Charles ne se croyait pas promis à recevoir la couronne ou, du moins, pas si vite. Le coup de pistolet de Gavrilo Princip à Sarajevo, en 1914, décida de son destin. François-Joseph, monstre sacré, vieux maître madré de l'immense empire, a quatre-vingt-six ans lorsqu'il meurt en 1916. On est en guerre ; une guerre que le jeune Charles n'a pas décidée, avec un encombrant allié, l'Allemagne, qu'il n'a pas choisi. Le cortège funèbre, figé dans un cérémonial baroque et hors du temps, gagne la crypte des Capucins au milieu d'une Vienne déjà en manque de pain et de charbon.

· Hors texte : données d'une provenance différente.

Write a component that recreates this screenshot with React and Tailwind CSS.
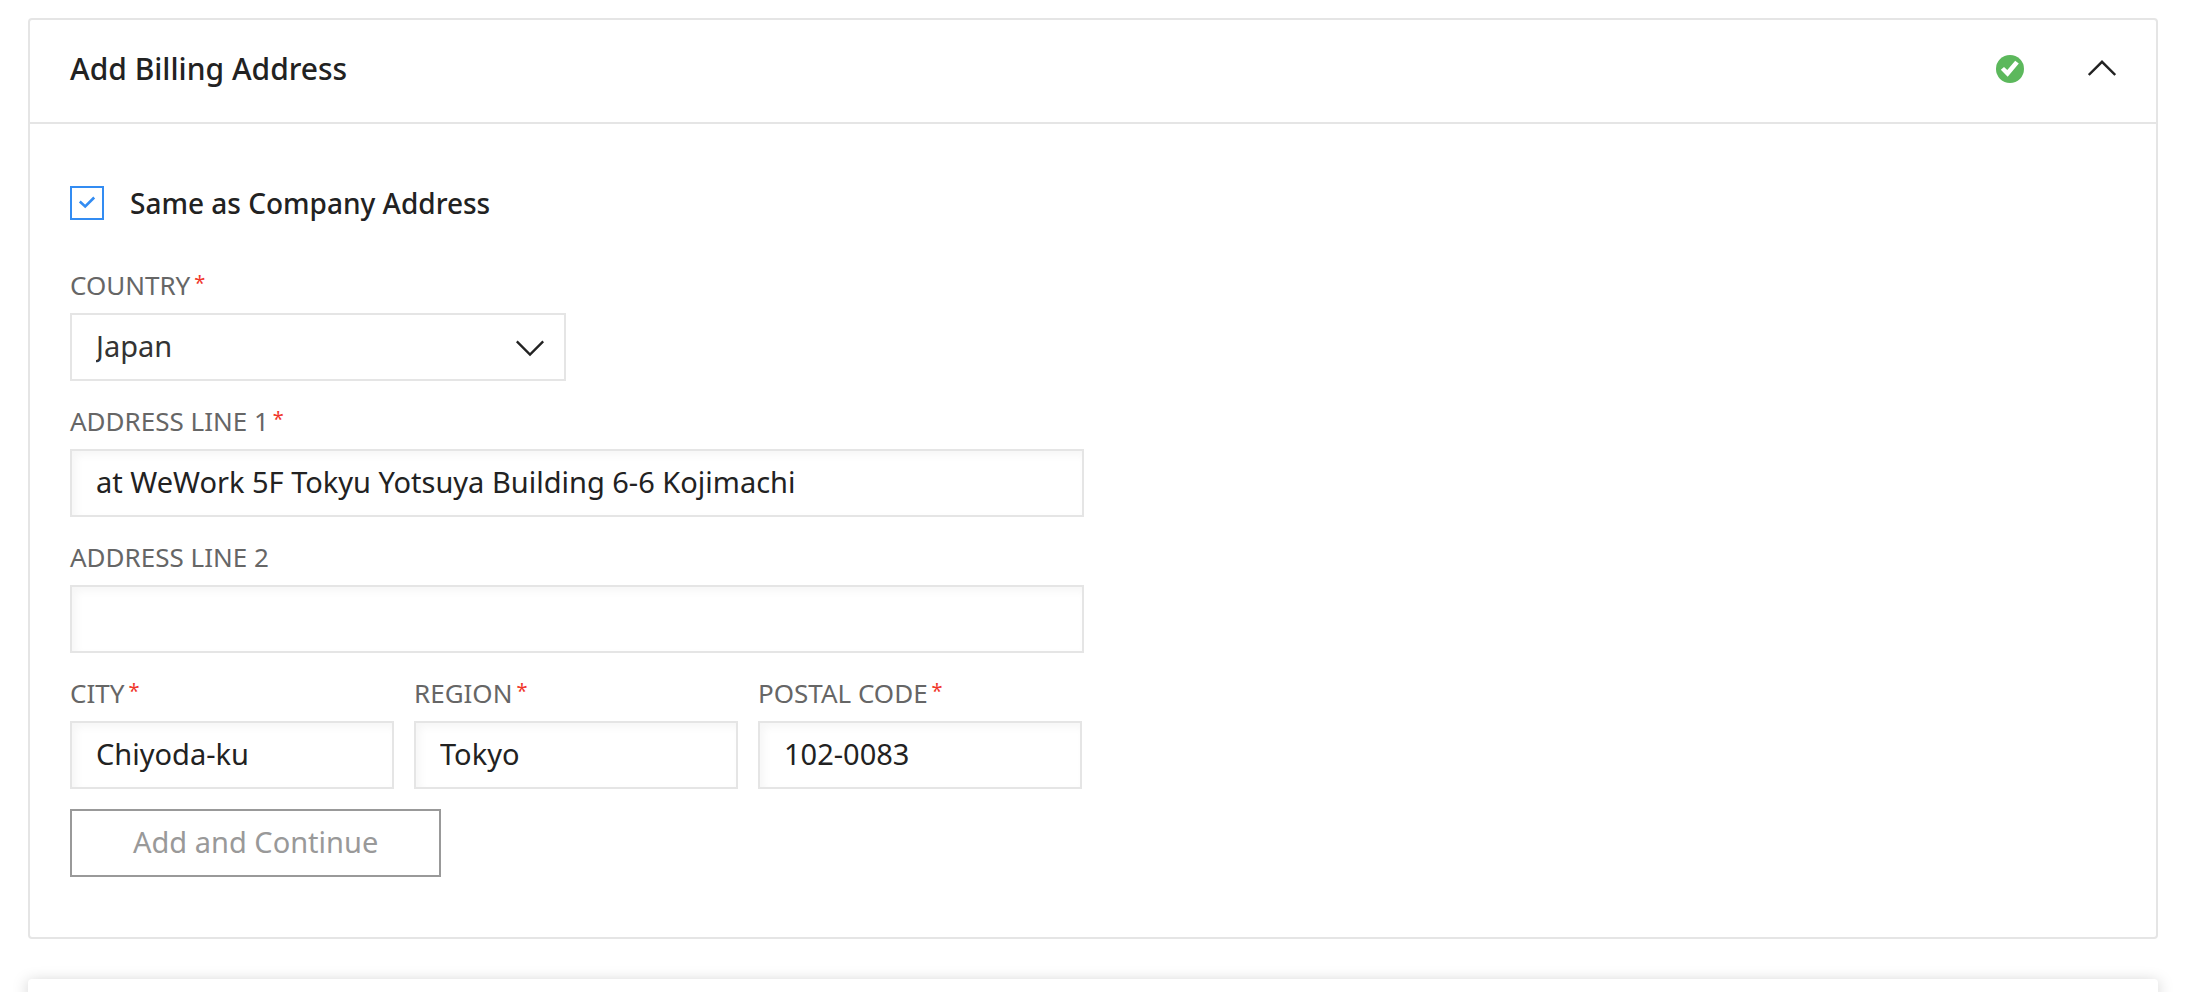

Le jeune homme a une idée : la paix. La paix, parce que d'abord la guerre l'horrifie, et aussi parce que (Sévillia le montre de façon très convaincante), il est le premier à comprendre que le conflit sera fatalement perdu pour les forces de l'Entente. On songe à l'analyse qu'un de Gaulle fera, le premier et le seul, dès le début de l'été 1940. Cet empereur qu'on dit hésitant, faible, quasiment inapte, Sévillia nous le montre parcourant des milliers de kilomètres pour aller voir les soldats, multipliant les initiatives diplomatiques qui rencontrent une France sceptique (elle n'a d'ailleurs pas de front direct avec l'Autriche), une Allemagne dressée dans un bellicisme impitoyable, un pape impuissant, un Lénine cyniquement aidé par la même Allemagne et qui ne souhaite qu'une chose : que le conflit s'éternise, pour que les peuples excédés fassent la révolution. Anatole France, peu suspect de passion guerrière, rendra cet hommage au jeune monarque de Vienne : « C'est le seul honnête homme qui ait paru dans cette guerre. »

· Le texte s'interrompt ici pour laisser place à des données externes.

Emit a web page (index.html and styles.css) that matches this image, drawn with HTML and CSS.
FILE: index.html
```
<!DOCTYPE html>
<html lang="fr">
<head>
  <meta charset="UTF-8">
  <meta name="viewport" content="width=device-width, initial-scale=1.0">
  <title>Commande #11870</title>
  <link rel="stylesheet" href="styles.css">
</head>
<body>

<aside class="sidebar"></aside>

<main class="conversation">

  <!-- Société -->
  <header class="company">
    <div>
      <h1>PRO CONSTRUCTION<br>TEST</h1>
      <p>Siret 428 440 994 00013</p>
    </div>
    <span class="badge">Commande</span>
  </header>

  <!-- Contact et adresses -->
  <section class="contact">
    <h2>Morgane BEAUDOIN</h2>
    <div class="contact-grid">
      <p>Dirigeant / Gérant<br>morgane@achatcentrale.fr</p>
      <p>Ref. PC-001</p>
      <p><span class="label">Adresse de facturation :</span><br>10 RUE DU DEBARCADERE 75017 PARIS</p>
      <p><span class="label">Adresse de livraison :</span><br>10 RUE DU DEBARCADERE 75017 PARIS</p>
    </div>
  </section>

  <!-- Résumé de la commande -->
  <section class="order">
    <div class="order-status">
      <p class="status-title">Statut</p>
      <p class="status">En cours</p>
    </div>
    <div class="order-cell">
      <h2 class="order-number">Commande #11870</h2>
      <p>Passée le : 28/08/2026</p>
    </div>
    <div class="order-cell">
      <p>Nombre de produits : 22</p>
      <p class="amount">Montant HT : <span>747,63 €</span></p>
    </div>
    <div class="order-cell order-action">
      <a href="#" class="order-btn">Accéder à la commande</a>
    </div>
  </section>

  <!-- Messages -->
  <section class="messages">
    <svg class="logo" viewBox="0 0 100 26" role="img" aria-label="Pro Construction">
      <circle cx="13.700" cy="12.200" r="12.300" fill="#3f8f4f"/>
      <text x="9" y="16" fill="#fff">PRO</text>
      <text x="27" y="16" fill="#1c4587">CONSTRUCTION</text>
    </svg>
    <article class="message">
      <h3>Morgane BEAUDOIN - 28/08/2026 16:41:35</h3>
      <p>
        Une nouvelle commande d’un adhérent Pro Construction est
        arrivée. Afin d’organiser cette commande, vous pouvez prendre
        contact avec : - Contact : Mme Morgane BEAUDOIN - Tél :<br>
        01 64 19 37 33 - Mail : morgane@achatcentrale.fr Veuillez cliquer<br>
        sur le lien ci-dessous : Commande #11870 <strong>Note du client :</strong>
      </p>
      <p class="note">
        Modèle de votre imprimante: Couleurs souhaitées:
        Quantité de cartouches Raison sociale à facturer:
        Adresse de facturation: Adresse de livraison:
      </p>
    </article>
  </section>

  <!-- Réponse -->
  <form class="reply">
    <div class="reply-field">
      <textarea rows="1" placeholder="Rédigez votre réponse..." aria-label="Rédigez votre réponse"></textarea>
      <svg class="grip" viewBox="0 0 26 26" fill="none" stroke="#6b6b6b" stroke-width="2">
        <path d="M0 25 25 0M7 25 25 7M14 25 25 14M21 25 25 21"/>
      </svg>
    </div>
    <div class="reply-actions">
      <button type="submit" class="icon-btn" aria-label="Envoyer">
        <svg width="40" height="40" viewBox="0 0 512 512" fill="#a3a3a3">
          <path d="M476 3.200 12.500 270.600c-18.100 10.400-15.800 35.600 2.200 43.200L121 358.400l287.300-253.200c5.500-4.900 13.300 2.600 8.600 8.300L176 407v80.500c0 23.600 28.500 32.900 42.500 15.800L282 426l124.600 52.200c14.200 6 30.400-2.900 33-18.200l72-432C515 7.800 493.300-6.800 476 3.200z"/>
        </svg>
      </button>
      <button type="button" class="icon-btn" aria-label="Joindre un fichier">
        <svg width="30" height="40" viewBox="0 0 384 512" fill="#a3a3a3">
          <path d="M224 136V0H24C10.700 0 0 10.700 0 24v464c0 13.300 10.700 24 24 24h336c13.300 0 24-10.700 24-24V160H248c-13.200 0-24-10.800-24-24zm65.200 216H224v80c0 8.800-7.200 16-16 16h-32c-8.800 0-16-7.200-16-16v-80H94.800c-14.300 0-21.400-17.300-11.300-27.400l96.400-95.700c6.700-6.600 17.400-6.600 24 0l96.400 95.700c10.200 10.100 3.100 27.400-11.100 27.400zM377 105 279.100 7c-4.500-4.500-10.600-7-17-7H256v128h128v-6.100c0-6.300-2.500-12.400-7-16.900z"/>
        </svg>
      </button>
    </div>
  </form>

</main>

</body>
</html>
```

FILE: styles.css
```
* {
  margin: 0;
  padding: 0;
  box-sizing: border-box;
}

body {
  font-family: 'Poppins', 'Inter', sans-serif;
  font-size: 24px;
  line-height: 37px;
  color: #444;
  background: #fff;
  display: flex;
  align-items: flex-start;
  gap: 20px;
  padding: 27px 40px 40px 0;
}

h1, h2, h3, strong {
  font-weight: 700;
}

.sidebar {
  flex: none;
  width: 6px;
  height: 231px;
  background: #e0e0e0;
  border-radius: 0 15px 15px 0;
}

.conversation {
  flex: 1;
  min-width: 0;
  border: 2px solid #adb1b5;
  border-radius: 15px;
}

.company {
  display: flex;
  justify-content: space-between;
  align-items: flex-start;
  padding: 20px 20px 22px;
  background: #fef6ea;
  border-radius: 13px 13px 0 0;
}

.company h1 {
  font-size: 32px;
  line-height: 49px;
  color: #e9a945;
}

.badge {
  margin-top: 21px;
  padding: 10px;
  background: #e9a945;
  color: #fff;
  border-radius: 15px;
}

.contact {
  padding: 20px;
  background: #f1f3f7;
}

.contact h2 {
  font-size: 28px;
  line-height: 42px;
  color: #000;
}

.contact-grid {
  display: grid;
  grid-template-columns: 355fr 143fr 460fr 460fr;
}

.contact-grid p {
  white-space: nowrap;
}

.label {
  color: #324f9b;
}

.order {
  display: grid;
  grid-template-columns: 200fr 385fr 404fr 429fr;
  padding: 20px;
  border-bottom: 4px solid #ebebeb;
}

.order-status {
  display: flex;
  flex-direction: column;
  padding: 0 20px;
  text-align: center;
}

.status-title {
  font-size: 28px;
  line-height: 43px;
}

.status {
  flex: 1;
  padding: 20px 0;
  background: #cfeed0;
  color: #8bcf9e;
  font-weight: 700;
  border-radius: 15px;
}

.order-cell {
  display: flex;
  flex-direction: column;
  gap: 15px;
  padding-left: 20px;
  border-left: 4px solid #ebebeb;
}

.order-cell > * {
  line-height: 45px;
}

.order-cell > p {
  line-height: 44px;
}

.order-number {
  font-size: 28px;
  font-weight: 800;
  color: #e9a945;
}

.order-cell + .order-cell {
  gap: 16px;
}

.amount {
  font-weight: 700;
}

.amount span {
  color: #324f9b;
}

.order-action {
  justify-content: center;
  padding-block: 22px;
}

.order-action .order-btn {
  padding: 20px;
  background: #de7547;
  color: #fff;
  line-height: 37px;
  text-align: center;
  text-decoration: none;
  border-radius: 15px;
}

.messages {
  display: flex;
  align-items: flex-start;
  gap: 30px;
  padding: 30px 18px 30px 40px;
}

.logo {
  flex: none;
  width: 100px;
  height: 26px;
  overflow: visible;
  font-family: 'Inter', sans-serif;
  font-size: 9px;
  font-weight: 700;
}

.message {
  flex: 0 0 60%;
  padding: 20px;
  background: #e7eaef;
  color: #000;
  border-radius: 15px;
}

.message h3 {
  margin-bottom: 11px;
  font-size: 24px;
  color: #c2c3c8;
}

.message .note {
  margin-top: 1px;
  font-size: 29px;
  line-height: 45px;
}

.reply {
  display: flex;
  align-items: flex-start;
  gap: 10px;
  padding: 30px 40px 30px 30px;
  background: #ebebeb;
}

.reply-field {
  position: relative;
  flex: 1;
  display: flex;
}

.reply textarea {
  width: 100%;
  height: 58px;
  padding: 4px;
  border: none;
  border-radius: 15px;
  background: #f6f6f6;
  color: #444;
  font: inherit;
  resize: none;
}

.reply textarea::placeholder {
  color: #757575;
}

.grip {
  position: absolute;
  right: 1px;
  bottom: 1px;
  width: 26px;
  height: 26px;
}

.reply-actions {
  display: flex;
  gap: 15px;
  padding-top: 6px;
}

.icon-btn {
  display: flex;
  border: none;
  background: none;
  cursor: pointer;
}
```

« On n'avait plus voulu des Habsbourg, on aura Hitler et Staline. Et il faudra attendre la fin des années 1980 pour que revienne la liberté dans cette région du monde. » Tel est le constat que fait Jean Sévillia, et qu'il est difficile de contredire. N'oublions pas que cet empire, qu'on nommait la « prison des peuples », fut un phare de civilisation : dans la Vienne du vieux François-Joseph, Freud, Zweig, Schnitzler, Klimt, et combien d'autres, éblouissaient l'Europe d'œuvres et de pensées nouvelles. Les nationalismes, tant dénoncés depuis, y étaient tenus en lisière. Pas si mal?

Le dernier empereur échoua complètement dans ses projets de paix et de réforme. Et l'on parla de « dérision » lorsque Jean-Paul II, en 2004, béatifia Charles de Habsbourg-Lorraine. Une historienne allemande ironisa sur le « saint patron des perdants ». Cette dame pensait-elle qu'il ne faut exalter que ce qui triomphe ? C'est en définitive la vraie question que nous pose Jean Sévillia à travers ce livre, et elle irrigue toute l'œuvre qu'il s'attache à construire. Érudit, scrupuleux, équipé de références, Sévillia n'est pas seulement un historien. De son remarquable Historiquement correct (2003) au présent volume, il nous incite à prendre la mesure de ce que sentirent, pensèrent, tentèrent ceux qui vécurent avant nous. Il n'omet pas leurs fautes (et l'empereur Charles en commit). Il nous demande seulement l'équité. C'est une bonne idée. Peut-être en aurons-nous besoin un jour, nous aussi.

Le Dernier Empereur : Charles d'Autriche 1887-1922 de Jean Sévillia Perrin, 356 p., 21,80 €.